> Code that builds pages:
▼
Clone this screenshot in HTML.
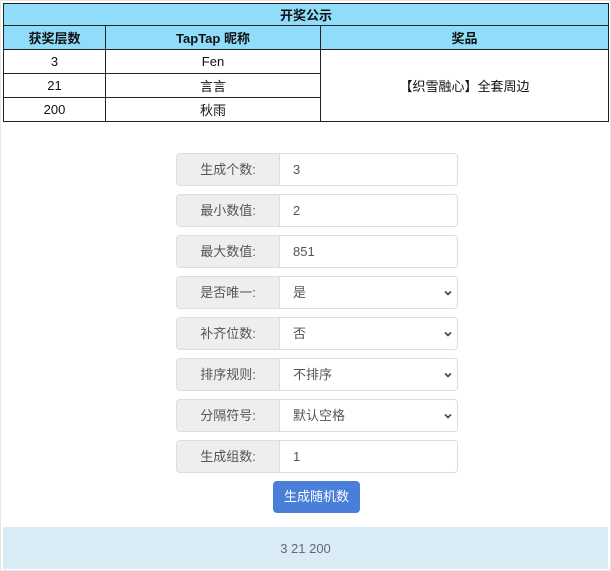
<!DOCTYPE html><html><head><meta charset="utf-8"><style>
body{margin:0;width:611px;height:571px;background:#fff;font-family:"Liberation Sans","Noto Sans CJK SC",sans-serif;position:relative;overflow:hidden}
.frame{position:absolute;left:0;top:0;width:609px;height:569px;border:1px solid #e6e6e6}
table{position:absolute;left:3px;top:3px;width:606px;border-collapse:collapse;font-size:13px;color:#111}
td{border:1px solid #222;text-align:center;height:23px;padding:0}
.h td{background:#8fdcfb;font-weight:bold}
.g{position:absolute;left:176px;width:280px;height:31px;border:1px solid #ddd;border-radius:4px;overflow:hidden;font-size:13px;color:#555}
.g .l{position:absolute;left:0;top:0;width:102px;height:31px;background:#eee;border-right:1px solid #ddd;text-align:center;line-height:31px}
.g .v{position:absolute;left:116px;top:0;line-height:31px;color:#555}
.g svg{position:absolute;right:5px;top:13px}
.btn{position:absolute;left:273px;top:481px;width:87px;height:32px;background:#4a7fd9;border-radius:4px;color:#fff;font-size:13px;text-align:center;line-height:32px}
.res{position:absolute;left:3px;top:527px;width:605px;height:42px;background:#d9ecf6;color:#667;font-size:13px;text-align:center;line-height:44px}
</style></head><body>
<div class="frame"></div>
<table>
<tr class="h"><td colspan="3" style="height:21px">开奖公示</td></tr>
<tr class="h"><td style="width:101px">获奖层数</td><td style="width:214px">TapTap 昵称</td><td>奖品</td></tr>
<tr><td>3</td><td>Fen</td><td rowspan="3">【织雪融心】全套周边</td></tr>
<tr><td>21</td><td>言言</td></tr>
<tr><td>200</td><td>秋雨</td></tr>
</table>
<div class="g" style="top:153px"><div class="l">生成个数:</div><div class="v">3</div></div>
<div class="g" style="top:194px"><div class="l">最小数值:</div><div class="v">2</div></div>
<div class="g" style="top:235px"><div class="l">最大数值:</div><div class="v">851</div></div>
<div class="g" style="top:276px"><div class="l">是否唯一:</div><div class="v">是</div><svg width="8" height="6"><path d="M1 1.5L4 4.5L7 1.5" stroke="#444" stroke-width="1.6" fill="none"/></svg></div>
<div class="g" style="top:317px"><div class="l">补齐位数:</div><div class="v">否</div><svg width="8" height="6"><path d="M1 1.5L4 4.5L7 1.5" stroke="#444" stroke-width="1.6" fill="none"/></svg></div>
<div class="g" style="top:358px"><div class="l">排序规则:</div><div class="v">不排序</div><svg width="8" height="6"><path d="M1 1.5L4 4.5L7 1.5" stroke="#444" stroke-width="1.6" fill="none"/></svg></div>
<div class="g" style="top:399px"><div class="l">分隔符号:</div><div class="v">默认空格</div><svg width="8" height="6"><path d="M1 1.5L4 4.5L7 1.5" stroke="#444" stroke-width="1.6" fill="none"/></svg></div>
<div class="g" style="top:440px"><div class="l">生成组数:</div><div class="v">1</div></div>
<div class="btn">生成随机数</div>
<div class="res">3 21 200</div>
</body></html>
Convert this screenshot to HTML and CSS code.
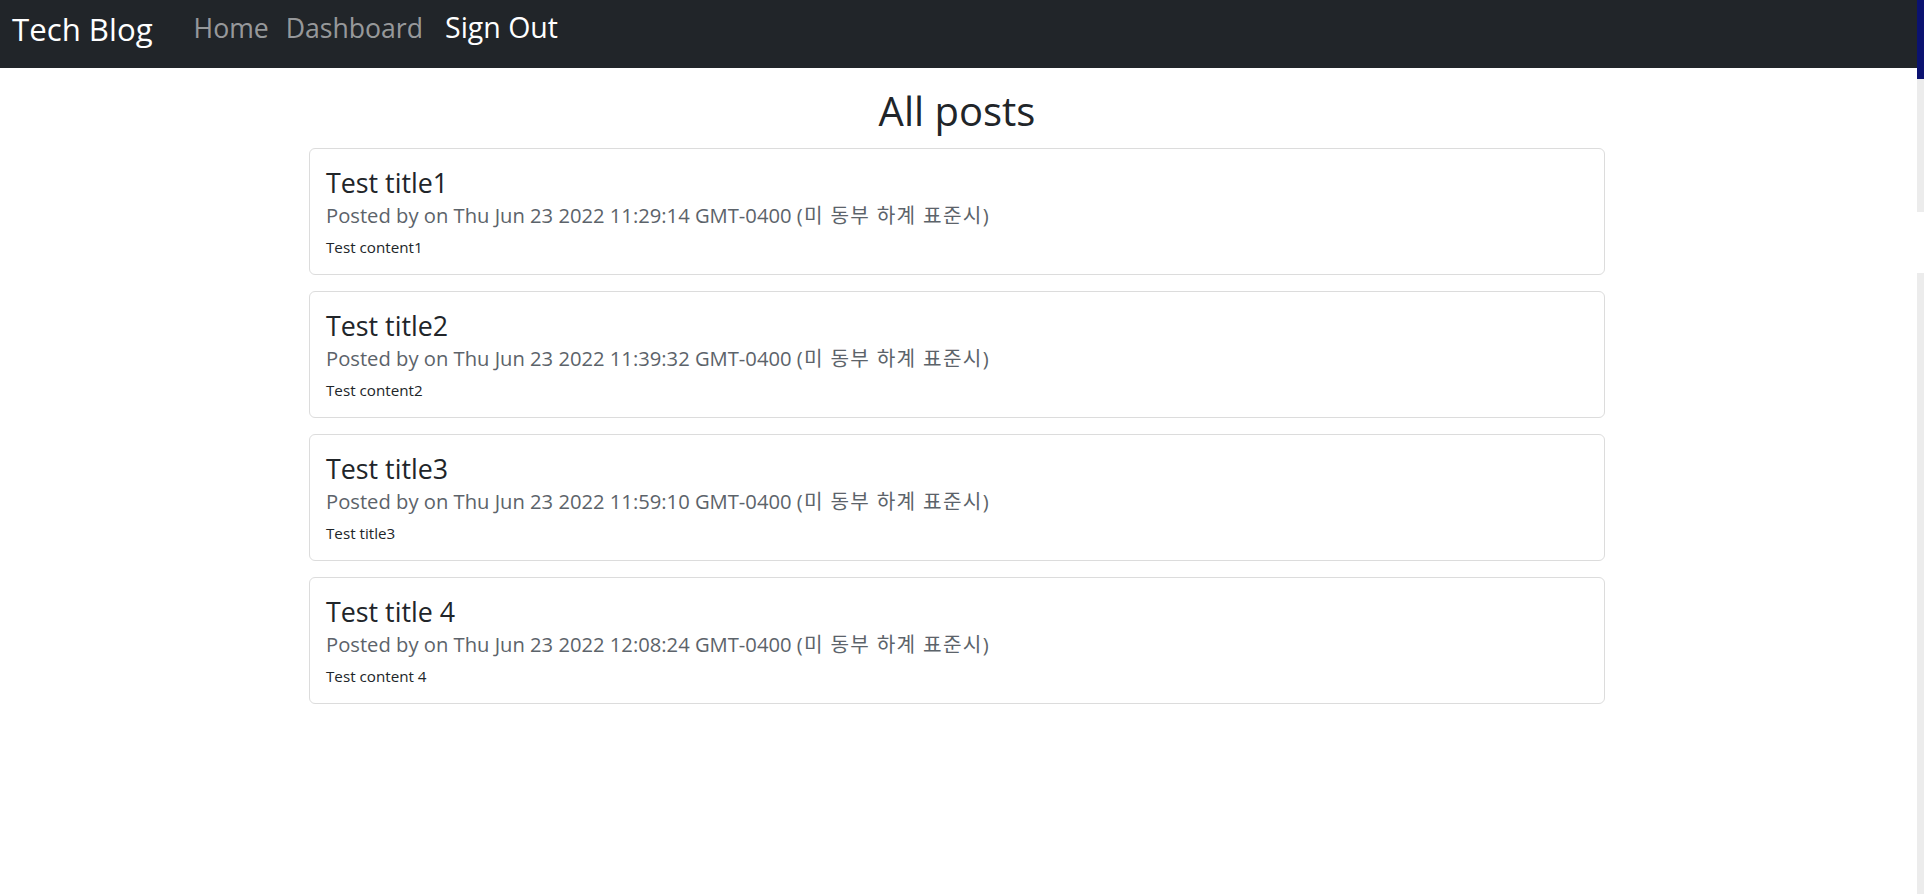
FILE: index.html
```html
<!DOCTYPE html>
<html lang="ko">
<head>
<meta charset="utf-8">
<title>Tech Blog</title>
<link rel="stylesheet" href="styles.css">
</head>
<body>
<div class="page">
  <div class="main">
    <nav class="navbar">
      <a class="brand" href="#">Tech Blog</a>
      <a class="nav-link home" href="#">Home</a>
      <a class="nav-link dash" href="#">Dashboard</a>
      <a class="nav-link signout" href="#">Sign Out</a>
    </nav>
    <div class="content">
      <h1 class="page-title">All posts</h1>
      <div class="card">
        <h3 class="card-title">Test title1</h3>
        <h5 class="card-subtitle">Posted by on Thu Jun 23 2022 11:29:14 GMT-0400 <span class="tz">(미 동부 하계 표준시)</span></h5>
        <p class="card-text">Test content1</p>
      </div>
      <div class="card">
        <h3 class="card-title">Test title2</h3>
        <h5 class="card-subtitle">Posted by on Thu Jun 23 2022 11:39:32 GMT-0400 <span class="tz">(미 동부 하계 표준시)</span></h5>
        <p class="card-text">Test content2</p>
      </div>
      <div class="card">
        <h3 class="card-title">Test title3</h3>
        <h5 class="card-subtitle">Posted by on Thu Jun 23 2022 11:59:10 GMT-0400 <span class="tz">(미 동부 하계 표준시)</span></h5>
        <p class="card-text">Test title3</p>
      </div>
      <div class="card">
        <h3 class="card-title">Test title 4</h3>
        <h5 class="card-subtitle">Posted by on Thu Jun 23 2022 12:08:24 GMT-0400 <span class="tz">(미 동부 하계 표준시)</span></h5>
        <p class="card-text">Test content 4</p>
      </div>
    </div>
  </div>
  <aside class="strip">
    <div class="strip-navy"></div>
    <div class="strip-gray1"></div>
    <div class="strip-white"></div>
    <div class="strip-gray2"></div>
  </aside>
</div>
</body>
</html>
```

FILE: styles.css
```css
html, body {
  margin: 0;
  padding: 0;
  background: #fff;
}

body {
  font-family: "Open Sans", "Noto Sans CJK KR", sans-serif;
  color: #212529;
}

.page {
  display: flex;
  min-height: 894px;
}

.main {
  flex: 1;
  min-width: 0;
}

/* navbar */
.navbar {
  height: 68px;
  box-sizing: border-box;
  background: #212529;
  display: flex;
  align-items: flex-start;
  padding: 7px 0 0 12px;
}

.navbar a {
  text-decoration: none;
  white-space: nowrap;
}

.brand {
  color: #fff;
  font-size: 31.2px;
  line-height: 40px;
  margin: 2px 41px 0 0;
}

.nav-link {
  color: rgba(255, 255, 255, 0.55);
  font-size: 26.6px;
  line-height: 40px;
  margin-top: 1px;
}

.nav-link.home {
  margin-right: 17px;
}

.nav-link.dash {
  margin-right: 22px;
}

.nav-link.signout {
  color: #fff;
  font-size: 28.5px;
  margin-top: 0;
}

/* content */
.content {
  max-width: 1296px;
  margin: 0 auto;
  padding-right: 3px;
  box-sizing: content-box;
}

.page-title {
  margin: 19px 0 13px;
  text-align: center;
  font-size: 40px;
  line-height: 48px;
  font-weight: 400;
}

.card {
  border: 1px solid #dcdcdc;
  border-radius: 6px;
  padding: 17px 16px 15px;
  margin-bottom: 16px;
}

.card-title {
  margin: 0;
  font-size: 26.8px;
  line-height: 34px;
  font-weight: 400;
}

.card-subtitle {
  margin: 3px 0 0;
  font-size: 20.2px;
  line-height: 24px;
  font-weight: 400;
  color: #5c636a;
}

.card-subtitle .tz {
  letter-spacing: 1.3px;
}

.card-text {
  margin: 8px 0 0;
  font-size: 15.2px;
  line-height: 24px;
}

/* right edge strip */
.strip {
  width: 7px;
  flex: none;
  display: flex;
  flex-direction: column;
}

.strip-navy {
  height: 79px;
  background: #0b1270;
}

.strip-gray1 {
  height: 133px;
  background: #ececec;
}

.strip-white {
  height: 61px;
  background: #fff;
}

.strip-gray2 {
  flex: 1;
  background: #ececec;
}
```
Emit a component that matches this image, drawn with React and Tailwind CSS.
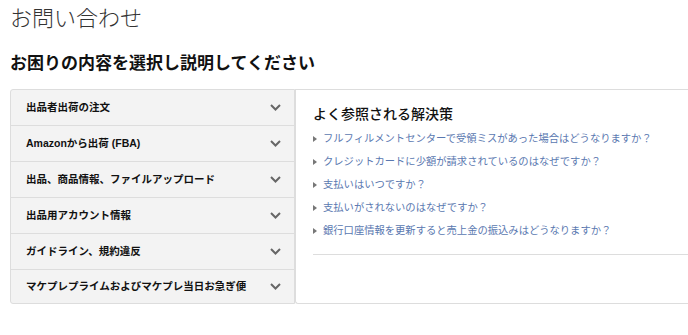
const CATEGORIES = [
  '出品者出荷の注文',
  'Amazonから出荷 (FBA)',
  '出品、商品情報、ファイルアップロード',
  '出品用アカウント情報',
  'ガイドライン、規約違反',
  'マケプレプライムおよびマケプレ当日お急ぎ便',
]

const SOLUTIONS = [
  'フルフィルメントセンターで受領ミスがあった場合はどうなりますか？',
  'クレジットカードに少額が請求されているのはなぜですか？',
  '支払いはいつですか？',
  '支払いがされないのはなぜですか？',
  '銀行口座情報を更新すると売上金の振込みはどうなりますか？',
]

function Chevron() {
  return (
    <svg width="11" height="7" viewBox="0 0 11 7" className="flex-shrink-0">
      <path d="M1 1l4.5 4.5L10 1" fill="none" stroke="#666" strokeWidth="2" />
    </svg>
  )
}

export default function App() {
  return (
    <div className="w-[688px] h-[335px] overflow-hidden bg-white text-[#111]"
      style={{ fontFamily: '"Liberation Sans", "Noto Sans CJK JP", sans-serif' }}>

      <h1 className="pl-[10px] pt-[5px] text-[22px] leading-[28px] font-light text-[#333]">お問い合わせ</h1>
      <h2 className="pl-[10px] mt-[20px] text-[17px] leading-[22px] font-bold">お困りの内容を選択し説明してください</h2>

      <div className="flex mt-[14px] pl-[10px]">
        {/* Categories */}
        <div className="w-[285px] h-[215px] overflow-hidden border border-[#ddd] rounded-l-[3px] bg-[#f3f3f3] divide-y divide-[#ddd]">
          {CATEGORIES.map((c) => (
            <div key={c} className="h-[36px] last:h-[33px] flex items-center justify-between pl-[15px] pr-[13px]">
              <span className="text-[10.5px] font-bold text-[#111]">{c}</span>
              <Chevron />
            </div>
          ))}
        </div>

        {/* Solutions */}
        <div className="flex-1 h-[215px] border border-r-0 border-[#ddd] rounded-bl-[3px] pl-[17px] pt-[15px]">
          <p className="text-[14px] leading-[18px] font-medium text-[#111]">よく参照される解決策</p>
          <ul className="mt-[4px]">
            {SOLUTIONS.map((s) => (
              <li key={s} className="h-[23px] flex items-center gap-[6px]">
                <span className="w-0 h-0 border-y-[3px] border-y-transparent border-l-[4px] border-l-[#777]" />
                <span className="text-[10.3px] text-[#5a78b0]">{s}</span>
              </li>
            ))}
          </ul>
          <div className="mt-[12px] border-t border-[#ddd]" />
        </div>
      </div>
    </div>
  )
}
▲
> THE REQUEST: Reproduce every line of the listing above in which the string "screenshot" appears.

> ANSWER BELOW:
Clone this screenshot in HTML.
Convert this screenshot to HTML and CSS code.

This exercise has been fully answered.